--- Begin ---

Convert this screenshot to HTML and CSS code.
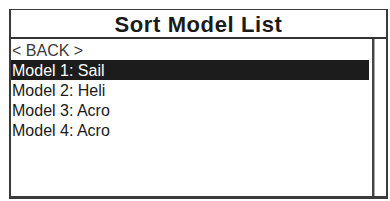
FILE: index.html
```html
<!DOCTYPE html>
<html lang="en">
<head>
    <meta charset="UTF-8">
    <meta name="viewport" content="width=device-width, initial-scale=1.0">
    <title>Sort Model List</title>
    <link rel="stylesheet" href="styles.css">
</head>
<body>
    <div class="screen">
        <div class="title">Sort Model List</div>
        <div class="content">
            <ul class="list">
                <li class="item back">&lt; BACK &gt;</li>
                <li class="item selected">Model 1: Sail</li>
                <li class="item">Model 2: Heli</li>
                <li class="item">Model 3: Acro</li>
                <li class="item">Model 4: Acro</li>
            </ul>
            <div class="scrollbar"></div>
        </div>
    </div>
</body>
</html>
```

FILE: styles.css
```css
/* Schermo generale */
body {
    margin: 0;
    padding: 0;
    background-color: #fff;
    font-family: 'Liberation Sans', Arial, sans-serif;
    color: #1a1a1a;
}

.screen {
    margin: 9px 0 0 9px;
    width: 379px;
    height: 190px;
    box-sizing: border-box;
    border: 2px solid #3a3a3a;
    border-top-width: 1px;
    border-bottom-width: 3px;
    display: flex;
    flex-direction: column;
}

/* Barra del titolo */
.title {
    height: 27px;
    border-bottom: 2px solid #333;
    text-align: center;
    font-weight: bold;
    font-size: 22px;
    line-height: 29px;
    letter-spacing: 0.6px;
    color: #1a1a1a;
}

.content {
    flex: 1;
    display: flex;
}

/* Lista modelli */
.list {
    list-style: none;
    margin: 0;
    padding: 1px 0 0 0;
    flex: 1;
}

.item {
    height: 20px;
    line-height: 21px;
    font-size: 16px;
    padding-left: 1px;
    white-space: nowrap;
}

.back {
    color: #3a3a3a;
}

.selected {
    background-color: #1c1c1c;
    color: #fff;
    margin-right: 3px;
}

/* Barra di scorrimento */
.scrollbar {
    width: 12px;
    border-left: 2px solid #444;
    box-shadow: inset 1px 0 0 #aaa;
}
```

--- End ---
--- Begin ---

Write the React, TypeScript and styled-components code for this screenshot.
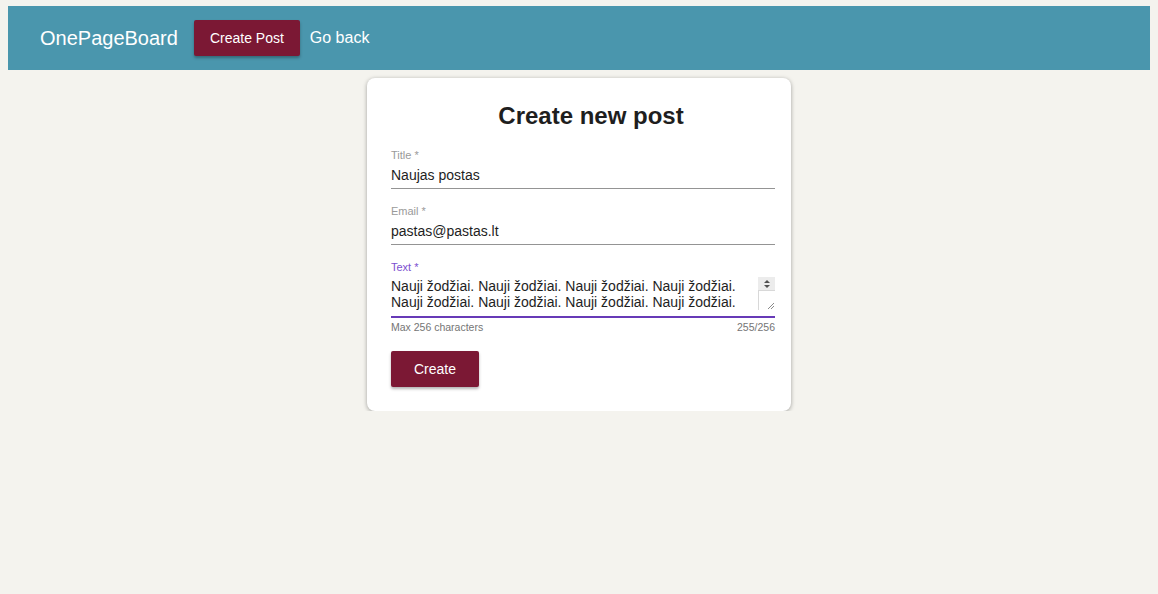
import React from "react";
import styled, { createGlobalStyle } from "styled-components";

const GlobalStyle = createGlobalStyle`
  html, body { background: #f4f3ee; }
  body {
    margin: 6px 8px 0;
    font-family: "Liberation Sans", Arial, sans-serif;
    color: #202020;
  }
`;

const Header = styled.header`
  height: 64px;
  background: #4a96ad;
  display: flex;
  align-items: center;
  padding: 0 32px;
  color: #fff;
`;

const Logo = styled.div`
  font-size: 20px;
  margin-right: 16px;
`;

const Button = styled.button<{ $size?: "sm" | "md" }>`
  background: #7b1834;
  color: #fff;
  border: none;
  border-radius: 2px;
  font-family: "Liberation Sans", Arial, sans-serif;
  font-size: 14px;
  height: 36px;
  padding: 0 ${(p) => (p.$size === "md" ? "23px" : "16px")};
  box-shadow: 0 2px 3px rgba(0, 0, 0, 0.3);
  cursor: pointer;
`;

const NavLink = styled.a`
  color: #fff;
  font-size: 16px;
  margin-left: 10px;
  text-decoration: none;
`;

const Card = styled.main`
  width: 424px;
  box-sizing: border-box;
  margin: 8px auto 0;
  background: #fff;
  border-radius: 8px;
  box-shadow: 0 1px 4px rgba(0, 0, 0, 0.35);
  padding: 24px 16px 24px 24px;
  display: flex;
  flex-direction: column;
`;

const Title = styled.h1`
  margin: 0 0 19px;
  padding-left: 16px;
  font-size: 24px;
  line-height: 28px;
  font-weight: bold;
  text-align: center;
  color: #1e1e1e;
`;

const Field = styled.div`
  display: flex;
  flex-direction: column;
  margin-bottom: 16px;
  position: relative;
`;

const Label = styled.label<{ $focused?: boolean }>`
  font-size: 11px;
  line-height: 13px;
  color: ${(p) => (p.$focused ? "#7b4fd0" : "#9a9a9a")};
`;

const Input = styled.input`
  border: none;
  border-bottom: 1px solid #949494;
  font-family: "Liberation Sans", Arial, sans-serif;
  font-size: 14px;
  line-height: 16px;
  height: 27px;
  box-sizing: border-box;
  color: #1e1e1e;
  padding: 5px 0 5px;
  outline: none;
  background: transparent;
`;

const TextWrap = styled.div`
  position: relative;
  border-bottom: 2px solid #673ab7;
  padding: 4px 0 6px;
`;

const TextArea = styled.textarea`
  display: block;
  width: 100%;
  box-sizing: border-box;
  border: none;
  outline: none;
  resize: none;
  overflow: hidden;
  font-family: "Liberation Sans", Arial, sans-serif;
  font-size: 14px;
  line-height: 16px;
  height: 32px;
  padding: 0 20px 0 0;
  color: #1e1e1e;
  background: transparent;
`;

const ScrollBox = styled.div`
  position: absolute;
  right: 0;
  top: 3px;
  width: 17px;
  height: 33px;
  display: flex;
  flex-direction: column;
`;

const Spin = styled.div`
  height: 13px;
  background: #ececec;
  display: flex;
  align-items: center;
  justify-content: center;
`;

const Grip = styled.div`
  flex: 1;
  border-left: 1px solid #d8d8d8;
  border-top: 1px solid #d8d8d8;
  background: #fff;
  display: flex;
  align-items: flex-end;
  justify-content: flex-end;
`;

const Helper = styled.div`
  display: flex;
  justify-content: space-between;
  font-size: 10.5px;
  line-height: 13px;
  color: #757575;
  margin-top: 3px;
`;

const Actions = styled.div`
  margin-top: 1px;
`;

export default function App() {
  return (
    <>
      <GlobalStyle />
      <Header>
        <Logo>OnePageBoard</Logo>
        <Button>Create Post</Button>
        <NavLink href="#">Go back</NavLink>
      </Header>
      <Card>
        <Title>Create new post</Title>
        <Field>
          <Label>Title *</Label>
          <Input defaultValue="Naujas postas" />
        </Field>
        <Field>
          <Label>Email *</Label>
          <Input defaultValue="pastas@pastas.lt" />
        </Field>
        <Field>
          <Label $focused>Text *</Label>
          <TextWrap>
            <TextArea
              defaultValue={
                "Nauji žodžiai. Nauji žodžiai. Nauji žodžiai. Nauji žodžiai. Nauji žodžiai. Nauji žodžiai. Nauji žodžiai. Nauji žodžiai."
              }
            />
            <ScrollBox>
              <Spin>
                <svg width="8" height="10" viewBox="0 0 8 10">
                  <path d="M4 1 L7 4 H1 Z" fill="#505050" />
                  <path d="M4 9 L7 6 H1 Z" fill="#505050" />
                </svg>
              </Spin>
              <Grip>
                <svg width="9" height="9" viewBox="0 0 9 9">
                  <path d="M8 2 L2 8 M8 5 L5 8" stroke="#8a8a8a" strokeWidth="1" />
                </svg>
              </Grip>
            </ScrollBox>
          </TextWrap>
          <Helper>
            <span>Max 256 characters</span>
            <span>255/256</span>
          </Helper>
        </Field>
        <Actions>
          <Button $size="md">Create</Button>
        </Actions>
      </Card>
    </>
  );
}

--- End ---

• **What is expected**
Pull every line containing "screenshot" out of the data above.

• **The response**
Convert this screenshot to HTML and CSS code.
Write the React, TypeScript and styled-components code for this screenshot.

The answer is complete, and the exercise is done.